··· DATA PROVIDED
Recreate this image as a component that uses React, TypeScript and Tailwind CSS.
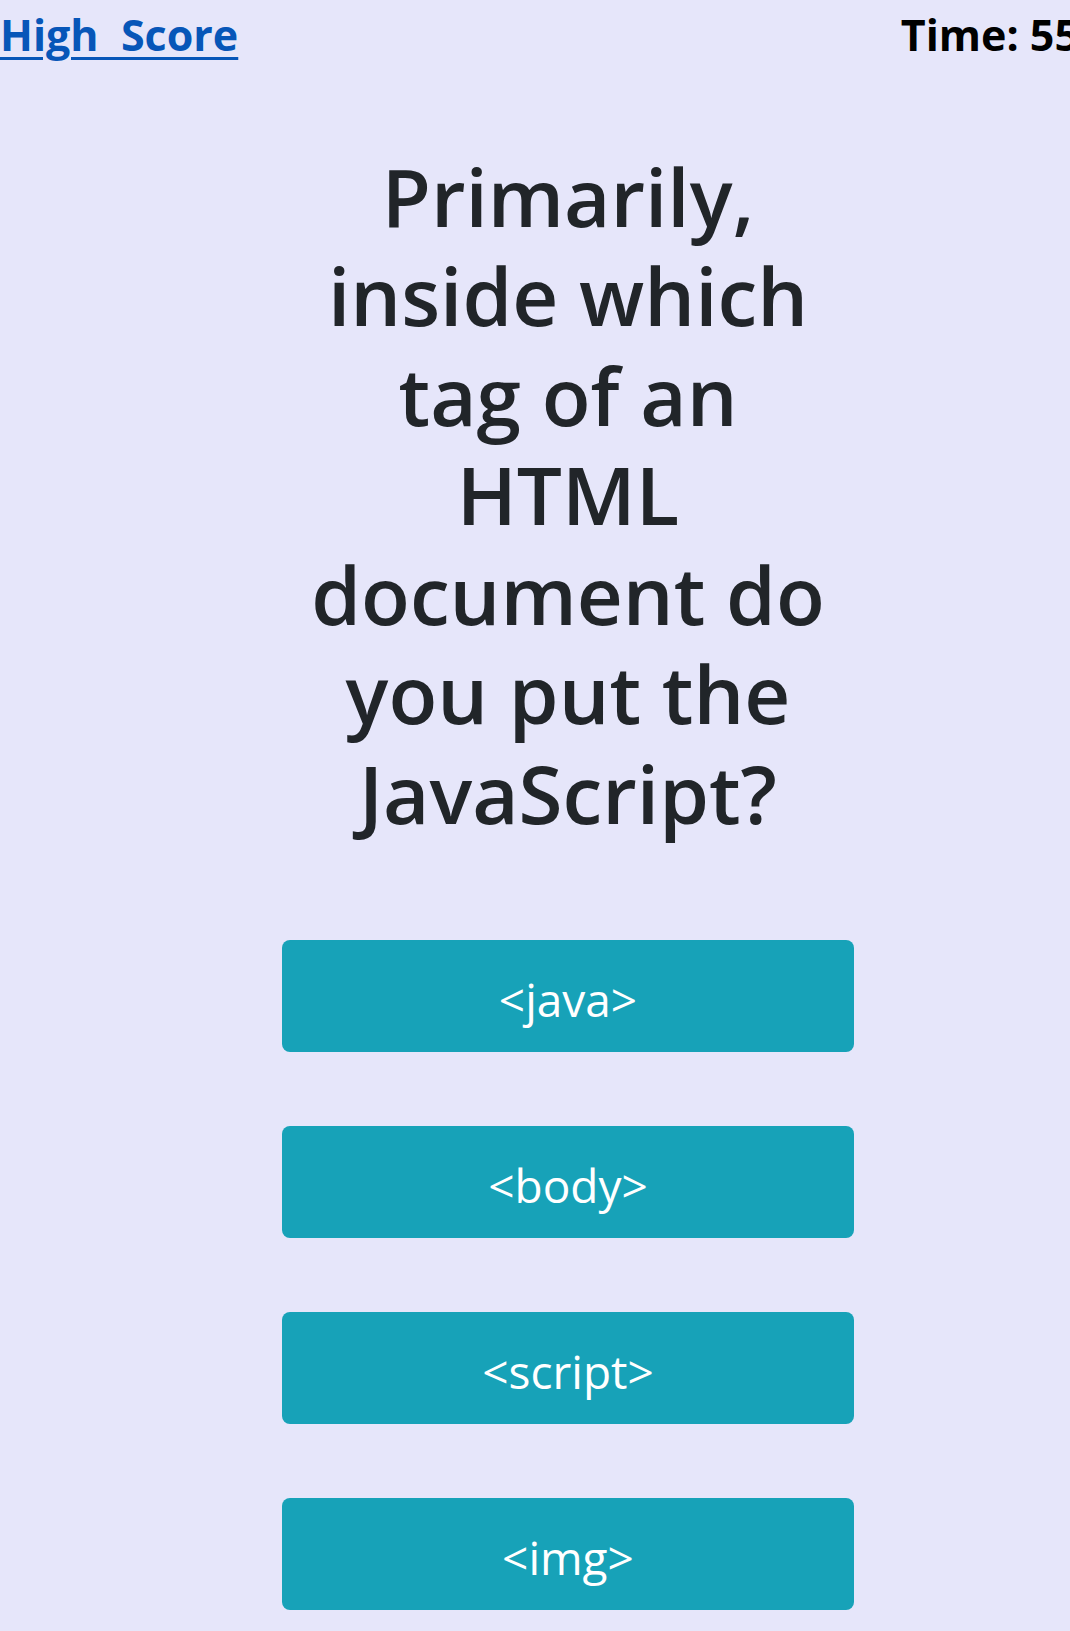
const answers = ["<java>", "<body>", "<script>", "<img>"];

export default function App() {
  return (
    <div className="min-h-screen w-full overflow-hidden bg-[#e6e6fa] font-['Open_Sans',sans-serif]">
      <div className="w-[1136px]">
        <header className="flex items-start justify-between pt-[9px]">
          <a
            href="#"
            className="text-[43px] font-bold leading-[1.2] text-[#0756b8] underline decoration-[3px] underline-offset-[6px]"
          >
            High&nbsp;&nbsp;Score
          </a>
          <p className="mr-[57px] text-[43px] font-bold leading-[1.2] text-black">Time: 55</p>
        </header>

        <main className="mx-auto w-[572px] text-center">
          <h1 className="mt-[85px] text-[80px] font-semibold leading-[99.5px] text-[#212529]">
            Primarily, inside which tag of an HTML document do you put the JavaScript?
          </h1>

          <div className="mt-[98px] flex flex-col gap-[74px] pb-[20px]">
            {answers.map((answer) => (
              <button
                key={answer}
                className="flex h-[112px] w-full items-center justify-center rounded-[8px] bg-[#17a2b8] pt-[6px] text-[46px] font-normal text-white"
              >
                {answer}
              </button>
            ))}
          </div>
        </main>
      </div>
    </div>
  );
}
······
··· DATA PROVIDED
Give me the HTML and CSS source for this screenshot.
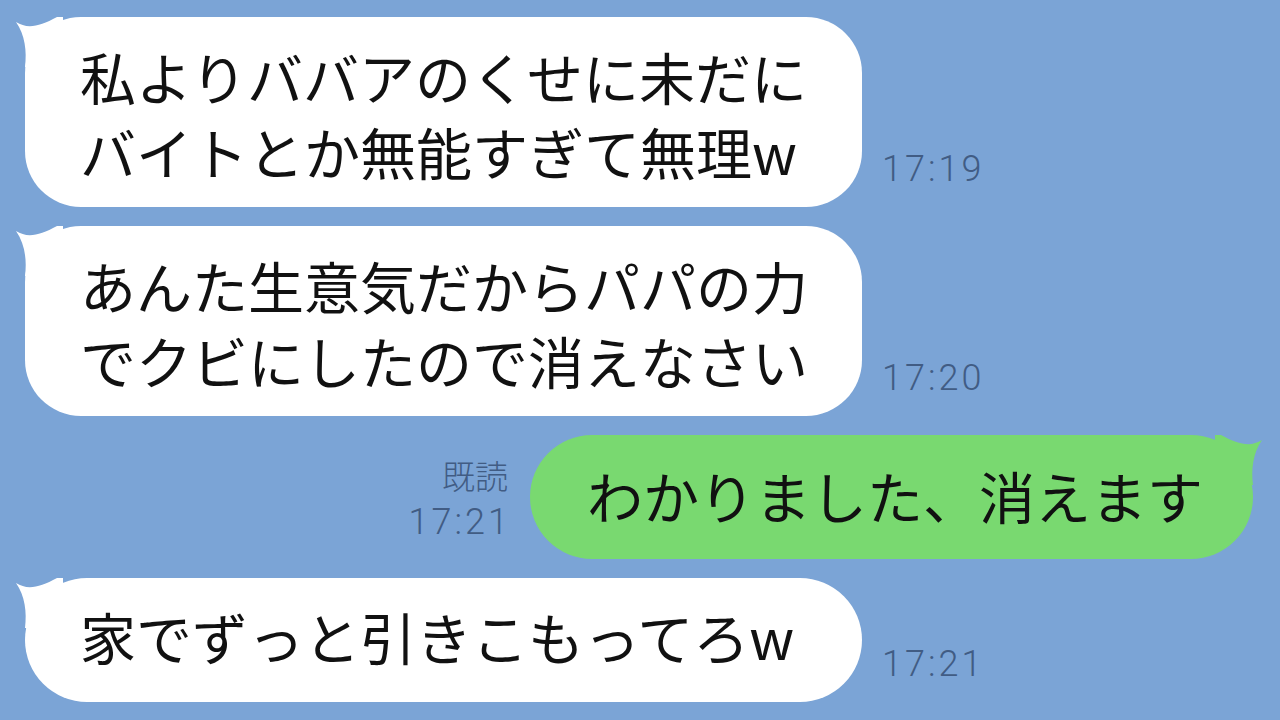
······
**PROBLEM REQUIREMENTS:** Find each line holding "this". Copy it out.

**EXERCISE SOLUTION:**
Recreate this image as a component that uses React, TypeScript and Tailwind CSS.
Give me the HTML and CSS source for this screenshot.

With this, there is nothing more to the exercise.